Будто будет жизнь, как та,
где давно уже я не был,
на душе, как в синем небе
после ливня - чистота...
Но опомнись - рассуди,
как непрочны, как летучи
эти радуги и тучи,
эти летние дожди.
Все прекрасно знают, чьей визитной карточкой стала эта песня.
Стихи Кирсанова заинтересовали Микаэла Таривердиева - он создал целый вокальный цикл, в который входит романс "У тебя такие глаза".
В той же "Больничной тетради" есть пронзительное стихотворение "Строки в скобках":
Жил-был — я.
(Стоит ли об этом?)
Шторм бил в мол.
(Молод был и мил...)
В порт плыл флот.
(С выигрышным билетом
жил-был я.)
Помнится, что жил.
Зной, дождь, гром.
(Мокрые бульвары...)
Ночь. Свет глаз.
(Локон у плеча...)
Шли всю ночь.
(Листья обрывали...)
«Мы», «ты», «я»
нежно лепеча.
Знал соль слез
(Пустоту постели...)
Ночь без сна
(Сердце без тепла) —
гас, как газ,
город опустелый.
(Взгляд без глаз,
окна без стекла).
Где ж тот снег?
(Как скользили лыжи!)
Где ж тот пляж?
(С золотым песком!)
Где тот лес?
(С шепотом — «поближе».)
Где тот дождь?
(«Вместе, босиком!»)
Встань. Сбрось сон.
(Не смотри, не надо...)
Сон не жизнь.
(Снилось и забыл).
Сон как мох
в древних колоннадах.
(Жил-был я...)
Вспомнилось, что жил.
«Строки в скобках» очень понравились композитору Давиду Тухманову, он довольно быстро написал на них песню, которую решил в 1972 году включить в запись своей первой авторской пластинки «Как прекрасен этот мир». Исполнить песню было предложено Александру Градскому, но перед самой записью цензуре не понравилось упоминание о постели. Чтобы оставить песню в альбоме, потребовалось изменить стихи. Тухманов позвонил домой Кирсанову, представился и изложил ситуацию. Поэт сначала возмущённо ответил: «Не хотят — как хотят», но потом смягчился и попросил перезвонить через две недели. В назначенный срок композитор долго не мог дозвониться, пока не застал поэта. Кирсанов произнёс: «„Нежилые стены“. „Нежилые стены“ вместо „пустоту постели“», и повесил трубку, не оставив Тухманову возможности поблагодарить. Пластинка была записана.
10 декабря 1972 года он умер. Его стихи последних лет — печальные, прозрачные, мастерские — и очень-очень живые.
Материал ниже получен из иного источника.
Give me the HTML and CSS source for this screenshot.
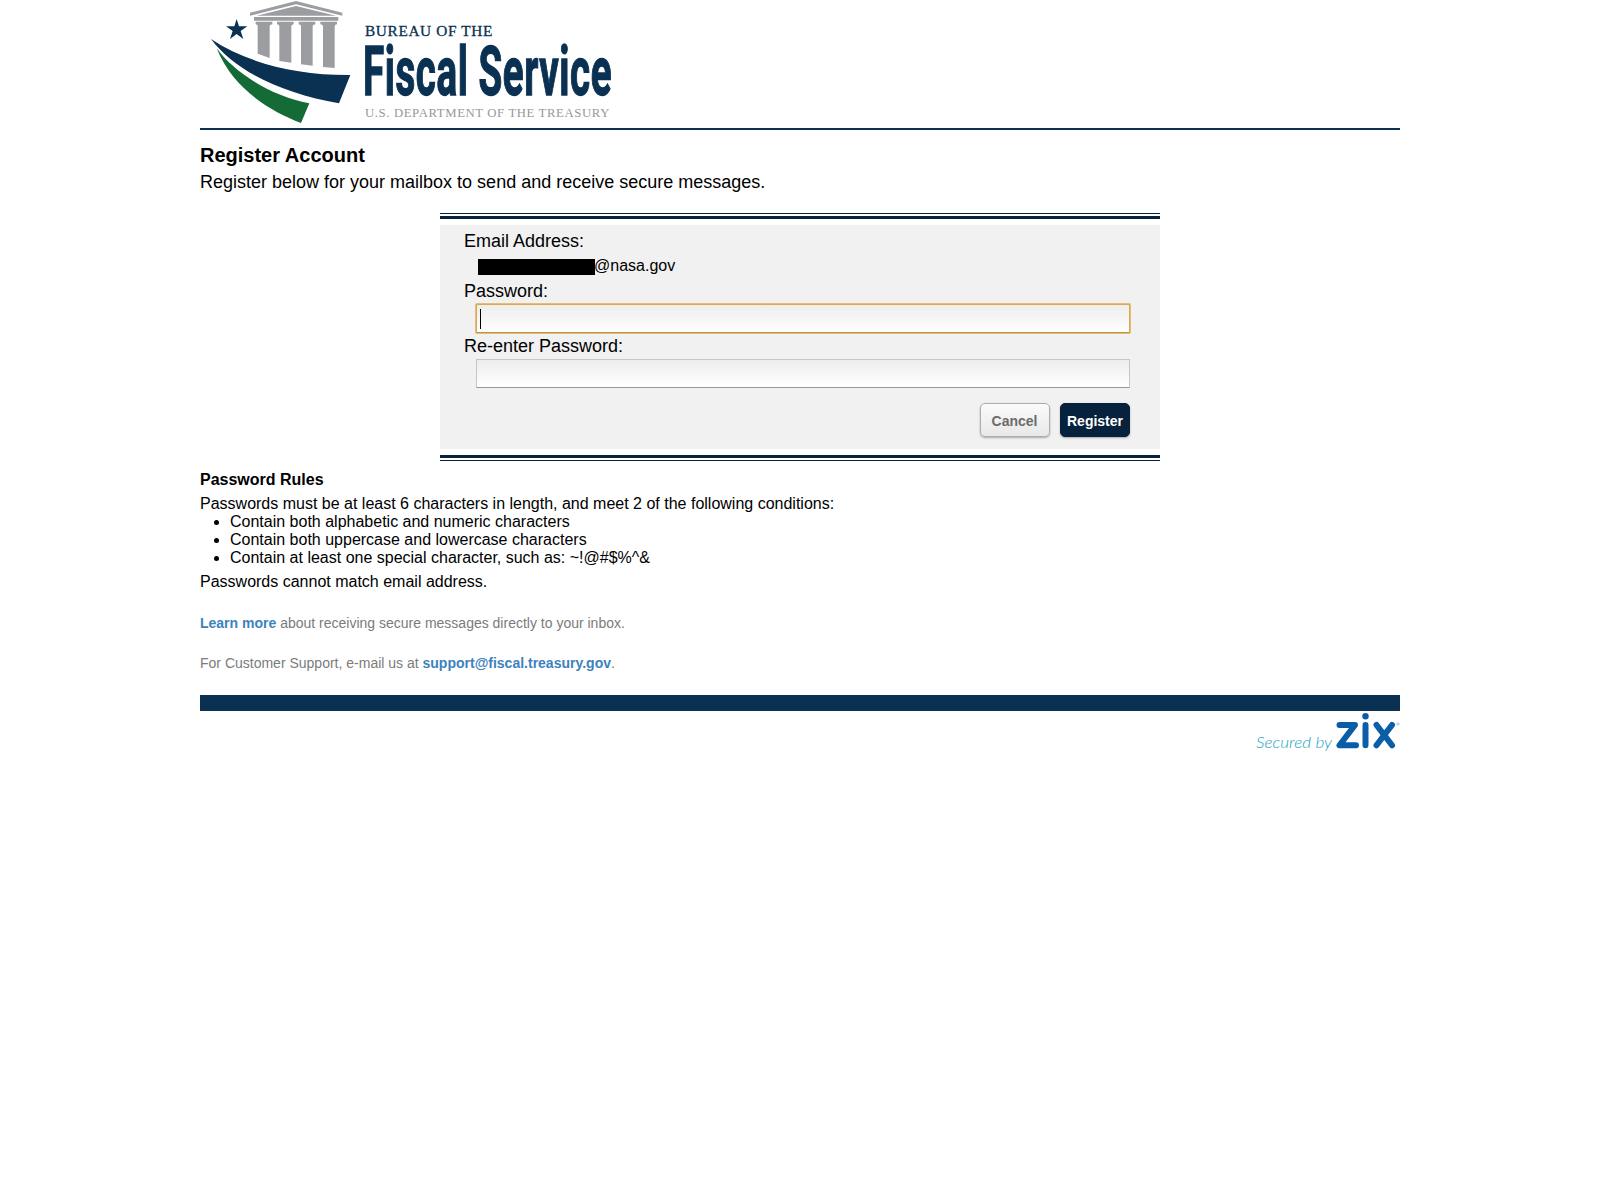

В траве, покрытой листьями,
всю истину узнавший,
цветет цветок единственный,
увянуть опоздавший.
Но ты увянешь все-таки,
поникший и белесый, —
все паутины сотканы,
запутались все осы...
Ты ж, паучок летающий,
циркач на тонком тросе, —
виси, вертись, пока еще
зимой не стала осень!
В советской поэзии Семён Кирсанов остался уникальной фигурой - и это определило ему заметное место в истории русской литературы XX века. И пусть вас не смущает его еврейское происхождение. По моему глубокому убеждению, русский - это не национальность. Это скорее мироощущение.
На прощание - два коротких стихотворения замечательного поэта:
Я пил парное далеко
тумана с белым небом,
как пьют парное молоко
в стакане с белым хлебом.
И я опять себе простил
желание простора,
как многим людям непростым
желание простого.
Так пусть святая простота
вас радует при встрече,
как сказанное просто так
простое: «Добрый вечер».
* * *
Хоть умирай от жажды,
хоть заклинай природу,
а не войдёшь ты дважды
в одну и ту же воду.
И в ту любовь, которая
течёт, как Млечный Путь,
нет, не смогу повторно я,
покуда жив, шагнуть.
А горизонт так смутен,
грозой чреваты годы...
Хоть вы бессмертны будьте,
рассветы,
реки,
воды!
Любите поэзию - она возвышает нас над повседневностью, учит видеть красоту и придаёт силы жить.